13 In light of these matters, it was submitted that His Honour erred in finding that the relevant evidence was capable of being characterised as flight. It was submitted that there is more than one offence-unrelated reason as to why the appellant may have left the scene in the circumstances in which he did. This included leaving the scene as a direct result of the actions of the police at the scene. It was further submitted that in the final analysis the evidence is “intractably neutral” (see Doyle CJ in R v Power & Power (1996) 87 A Crim R 407 at 409; R v Ho (2002) 130 A Crim R 545; R v Cook [2004] NSWCCA 52) and should have been excluded.
14 The Crown accepts that the evidence, if it was adduced in the modified form that the appellant suggested, could be characterised as “intractably neutral”, but, submitted that there was no reason for the trial judge to rule that the evidence should be led in such a modified form. The Crown submitted that the fact of the appellant driving off in the manner that he did, and driving at the speed that he did, was evidence which, if accepted by the jury, could be characterised as flight. It was further submitted that it was a matter for the jury to determine whether such evidence did amount to flight, provided the jury were properly directed as to how they could use such evidence. As it happened the appellant makes no complaint about such summing up, either at the trial or in the appeal.
15 In R v Cook [2004] NSWCCA 52 Ipp JA provided a useful summary of the law in relation to evidence from which a jury may be asked to infer that an accused person had acted out of a consciousness of guilt, including evidence of flight. His Honour said:
- “Evidence from which a jury may be asked to infer that an accused person has acted out of a consciousness of guilt is tendered in the prosecution case most commonly in relation to lies, either in or out of court, alleged to have been told by the accused person. A considerable body of law with respect to the circumstances in which such evidence may be admitted, and the way it may be treated, has developed: see, for example, Edwards v The Queen (1993) 178 CLR 193; Zoneff v The Queen [2000] R v Heyde (1990) 20 NSWLR 234; R v Sutton (1986) 5 NSWLR 697; R v Fowler [2000] NSWCCA 142. The principles were drawn together by Gleeson CJ in Heyde in the following terms:
- ‘If, by evidence or admission, it is proved that an accused person has told a lie, that is to say, made a deliberately false statement, in Court or out of Court, then, provided various conditions are fulfilled, the jury may regard the lie as demonstrating a consciousness of guilt and may treat the lie as corroboration.... However, common sense and ordinary human experience indicate that a judgement as to whether a lie reveals .a consciousness of guilt, although one which people not infrequently make, may, depending upon all the circumstances, be very difficult. People tell lies for many reasons other than a consciousness of guilt. For example, a person may tell lies to escape a false accusation, just as a person may be put to flight by the threat of unjust arrest.’
- The conditions to which his Honour referred were stated in R v Lucas, (Ruth) [1981] 1 QB 720 and adopted in the judgment of Clarke JA in Heyde.
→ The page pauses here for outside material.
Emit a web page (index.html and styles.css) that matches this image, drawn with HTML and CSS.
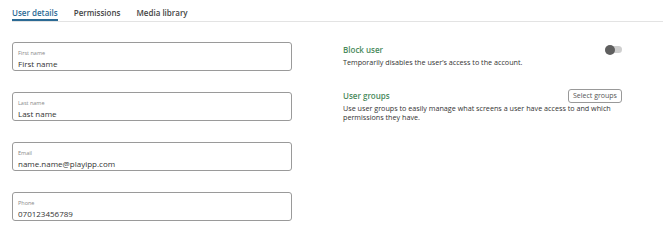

It is apposite to note that the conditions are directed to the determination of whether or not the lies upon which the Crown sought to rely are capable of amounting to corroboration. The four conditions laid down in Lucas are:
(i) that the lie is deliberate;
(ii) that it relates to a material issue;
(iii) that the motive for the lie is a realisation of guilt and a fear of the truth;
(iv) (where relevant) that it is shown to be a lie by evidence other than that of an accomplice who is to be corroborated, that is, by admission or by evidence from an independent witness.
To these I would add that the lie must be capable of being seen as indicating consciousness of guilt of the specific offence with which the accused is charged.
The principles developed in relation to evidence of lies are readily adaptable to the circumstance where the Crown tenders evidence of flight said to be indicative of a consciousness of guilt. Evidence of flight may be admitted where the jury may legitimately infer that the flight was occasioned by consciousness in the accused person of guilt - that is, of guilt of the offence with which he/she is charged." [Emphasis added]Two separate issues arise when the Crown tenders such evidence. The first goes to the admission of the evidence. In order to admit the evidence tendered, the trial judge must be satisfied that it is capable of meeting the five conditions outlined. If it is not so capable then: the evidence is inadmissible. If, however, it is so capable, then the evidence may nevertheless be rejected pursuant to one of the discretion' s available to a trial judge, for example, the discretion conferred by s135 of the Evidence Act 1995, or following the exercise required by s137 of that Act. The second issue, which arises only where the evidence has been admitted, concerns the directions to be given to the jury by the judge as to the use that may be made of the evidence.
16 I am satisfied that the finding of the trial judge in the present case was consistent with the principles defined by Ipp JA. To my mind the jury could legitimately infer that the appellant’s actions were occasioned by a concern that if he remained at the point where he had been stopped by the police he may be questioned and searched which would reveal evidence, particularly of a weapon, which may implicate him in the robbery.
17 The appellant contended that the evidence gave rise to unfair prejudice because he was required to explain that he had been shot at by the police some years before, which was suggestive of tension in the past between himself and the police.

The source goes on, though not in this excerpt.